Friday, May 20, 2011

As time flies by

   This past week has flown by so fast but yet in the moments it was a slow process. This past week I got to do a big variety of things. I worked in the office doing research and projects. Those are going well. I am down to writing my two articles and doing a bit more research. Then we worked with street grace on wednesday and we helped out with this foster care clothing place. Here at this place they have TONS TONS TONS TONS of clothes. I am not exaggerating. They will let new foster parents come and get clothes for their foster kids. They get about 8 outfits, shoes, swimsuit, pjs, socks, underwear, backpack, and toys. They supply the parents with anything that they will need. I think that this is an awesome idea to do. Someday it would be sweet to do something like this. It just helps so many people and allows the kids to feel like they do belong and that people do truly care and want to provide for them. 
    We have been spending a lot of time with the kids at temple and that has been fun. They are cute and the ministry the salvation army is doing is awesome. They are truly touching kids lives.
    Then we have been doing kids club. It is going really well. We reached having 40 kids yesterday. We started with 22. So we are growing and that is an awesome thing. I am getting to know the kids more and I am liking going more. I am building relationships with the kids and being able to get closer with them. I have been teaching and doing games off and on. It is fun and I just like it. Yesterday I taught the kids about Nehemiah and how he had patience and faithfulness and rebuilt the wall of jerusalem. The kids responded well and we had good games to go along with the story. I am sad that as we have each club that mean that it is one less time that I will get to see the kids. My days are dwindling down here already. I have definitely learned a lot and have kept really busy. I would be in no objection to staying here the rest of the summer but I would miss everyone back home too much. I have made some new friends that I will be sad to leave too but that is two more weeks away so I am not going to keep thinking about it.
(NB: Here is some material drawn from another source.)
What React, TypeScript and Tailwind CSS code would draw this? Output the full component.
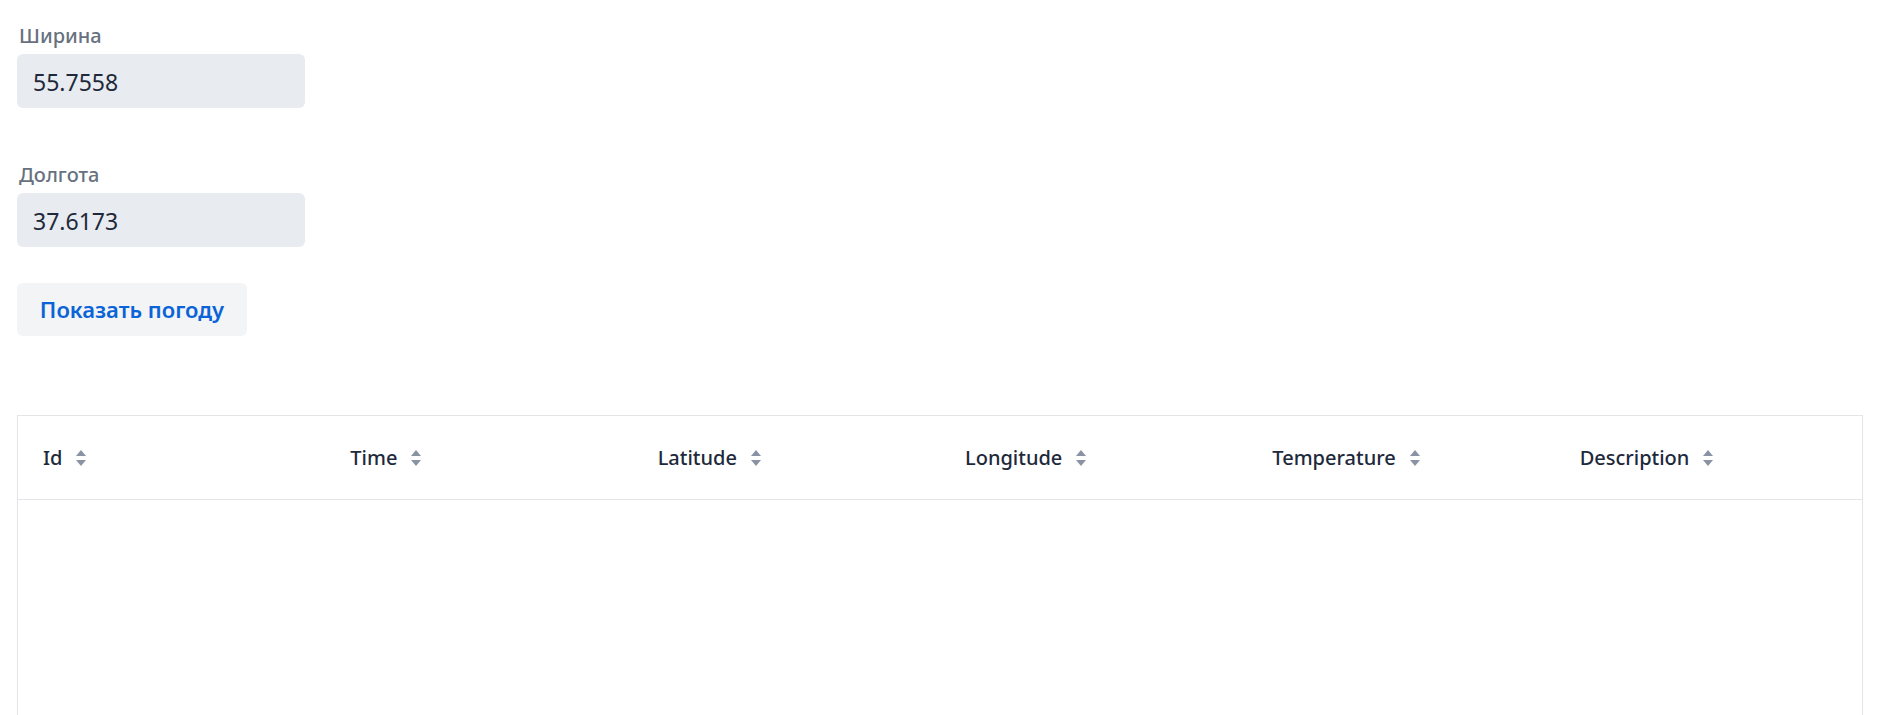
import React from "react";

const font = { fontFamily: '"Noto Sans", "Open Sans", sans-serif' };

function SortIcon() {
  return (
    <svg width="10" height="16" viewBox="0 0 10 16" className="shrink-0">
      <path d="M5 0 L10 6 L0 6 Z" fill="#8a93a3" />
      <path d="M5 16 L10 10 L0 10 Z" fill="#8a93a3" />
    </svg>
  );
}

function Field({ label, value }: { label: string; value: string }) {
  return (
    <div className="flex flex-col">
      <div className="text-[20px] leading-[24px] font-medium text-[#67717f] pl-[2px]">{label}</div>
      <div className="mt-[6px] w-[288px] h-[54px] rounded-[6px] bg-[#e8ebef] flex items-center pl-[16px] pt-[2px] text-[23px] text-[#1e293b]">
        {value}
      </div>
    </div>
  );
}

export default function App() {
  const cols = ["Id", "Time", "Latitude", "Longitude", "Temperature", "Description"];
  return (
    <div className="min-h-[715px] bg-white pl-[17px] pr-[14px] pt-[24px]" style={font}>
      <Field label="Ширина" value="55.7558" />
      <div className="h-[55px]" />
      <Field label="Долгота" value="37.6173" />
      <button className="mt-[36px] w-[230px] h-[53px] rounded-[6px] bg-[#f2f4f6] text-[#0b63d8] text-[22px] font-semibold flex items-center justify-center">
        Показать погоду
      </button>
      <div className="mt-[79px] border border-[#e3e5e8]">
        <div className="grid grid-cols-6 h-[84px] border-b border-[#e3e5e8]">
          {cols.map((c) => (
            <div key={c} className="flex items-center pl-[25px] gap-[14px] text-[20px] font-medium text-[#1e293b]">
              <span>{c}</span>
              <SortIcon />
            </div>
          ))}
        </div>
        <div className="h-[300px]" />
      </div>
    </div>
  );
}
     This has been a good idea for me to come down here. I am learning a lot and God is revealing to me in strange ways some of the things he wants for my life. With some of this stuff I am confused. I am not sure how I am going to do it or if it is merely me wanting to overfill my life and try and do everything. I want to work with kids that is all i know. And i have learned about some of the things I can do withinn social work and in this case in the future it all depends where I live too. Regardless of all of that, I am truly liking it here. I just wish that all the trials and tribulations that he has placed in my life here and at home would not cause so much worry and doubt. But this is gods way of strengthening me. He says I am the strongest in him when I am weak. When I allow him to fill me I know that everything will work out and he will show me the plan he has for my life.